### AIM
Give the material once more, word for word, without any images.

### SOURCE EXCERPT
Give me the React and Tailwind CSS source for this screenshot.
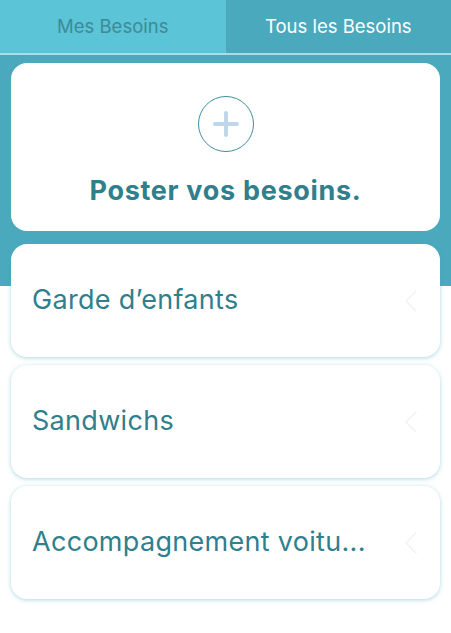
import React from 'react';

const needs = ['Garde d’enfants', 'Sandwichs', 'Accompagnement voitu...'];

const Chevron = () => (
  <svg width="14" height="24" viewBox="0 0 14 24" fill="none">
    <path d="M12 2L2 12l10 10" stroke="#eef3f6" strokeWidth="1.5" strokeLinecap="round" strokeLinejoin="round" />
  </svg>
);

const App = () => {
  return (
    <div className="w-[451px] h-[633px] bg-white overflow-hidden relative" style={{ fontFamily: 'Inter, "Noto Sans", sans-serif' }}>
      {/* teal backdrop behind header */}
      <div className="absolute inset-x-0 top-0 h-[286px] bg-[#4aa9bd]" />

      <div className="relative">
        {/* Tabs */}
        <div className="flex h-[55px] border-b-2 border-[#a6dde8]">
          <div className="flex-1 bg-[#5bc4d6] flex items-center justify-center text-[18.5px] text-[#3d8a98]">Mes Besoins</div>
          <div className="flex-1 bg-[#4aa9bd] flex items-center justify-center text-[18.5px] text-white">Tous les Besoins</div>
        </div>

        <div className="px-[11px] pt-[8px] flex flex-col gap-[8px]">
          {/* Post card */}
          <div className="h-[168px] bg-white rounded-[16px] flex flex-col items-center pt-[33px] mb-[5px]">
            <div className="w-[56px] h-[56px] rounded-full border border-[#3a8e9c] flex items-center justify-center">
              <svg width="32" height="32" viewBox="0 0 32 32">
                <path d="M16 5v22M5 16h22" stroke="#bfd7e8" strokeWidth="4" strokeLinecap="round" />
              </svg>
            </div>
            <div className="mt-[19px] text-[27px] font-bold tracking-[0.7px] text-[#2f7f8c]">Poster vos besoins.</div>
          </div>

          {needs.map((n) => (
            <div key={n} className="h-[113px] bg-white rounded-[16px] shadow-[0_1px_4px_rgba(74,169,189,0.45)] flex items-center justify-between pl-[21px] pr-[22px]">
              <span className="text-[27px] tracking-[0.3px] text-[#2f7f8c]">{n}</span>
              <Chevron />
            </div>
          ))}
        </div>
      </div>
    </div>
  );
};

export default App;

### RESULT OF THIS EXERCISE
Give me the React and Tailwind CSS source for this screenshot.
import React from 'react';

const needs = ['Garde d’enfants', 'Sandwichs', 'Accompagnement voitu...'];

const Chevron = () => (
  <svg width="14" height="24" viewBox="0 0 14 24" fill="none">
    <path d="M12 2L2 12l10 10" stroke="#eef3f6" strokeWidth="1.5" strokeLinecap="round" strokeLinejoin="round" />
  </svg>
);

const App = () => {
  return (
    <div className="w-[451px] h-[633px] bg-white overflow-hidden relative" style={{ fontFamily: 'Inter, "Noto Sans", sans-serif' }}>
      {/* teal backdrop behind header */}
      <div className="absolute inset-x-0 top-0 h-[286px] bg-[#4aa9bd]" />

      <div className="relative">
        {/* Tabs */}
        <div className="flex h-[55px] border-b-2 border-[#a6dde8]">
          <div className="flex-1 bg-[#5bc4d6] flex items-center justify-center text-[18.5px] text-[#3d8a98]">Mes Besoins</div>
          <div className="flex-1 bg-[#4aa9bd] flex items-center justify-center text-[18.5px] text-white">Tous les Besoins</div>
        </div>

        <div className="px-[11px] pt-[8px] flex flex-col gap-[8px]">
          {/* Post card */}
          <div className="h-[168px] bg-white rounded-[16px] flex flex-col items-center pt-[33px] mb-[5px]">
            <div className="w-[56px] h-[56px] rounded-full border border-[#3a8e9c] flex items-center justify-center">
              <svg width="32" height="32" viewBox="0 0 32 32">
                <path d="M16 5v22M5 16h22" stroke="#bfd7e8" strokeWidth="4" strokeLinecap="round" />
              </svg>
            </div>
            <div className="mt-[19px] text-[27px] font-bold tracking-[0.7px] text-[#2f7f8c]">Poster vos besoins.</div>
          </div>

          {needs.map((n) => (
            <div key={n} className="h-[113px] bg-white rounded-[16px] shadow-[0_1px_4px_rgba(74,169,189,0.45)] flex items-center justify-between pl-[21px] pr-[22px]">
              <span className="text-[27px] tracking-[0.3px] text-[#2f7f8c]">{n}</span>
              <Chevron />
            </div>
          ))}
        </div>
      </div>
    </div>
  );
};

export default App;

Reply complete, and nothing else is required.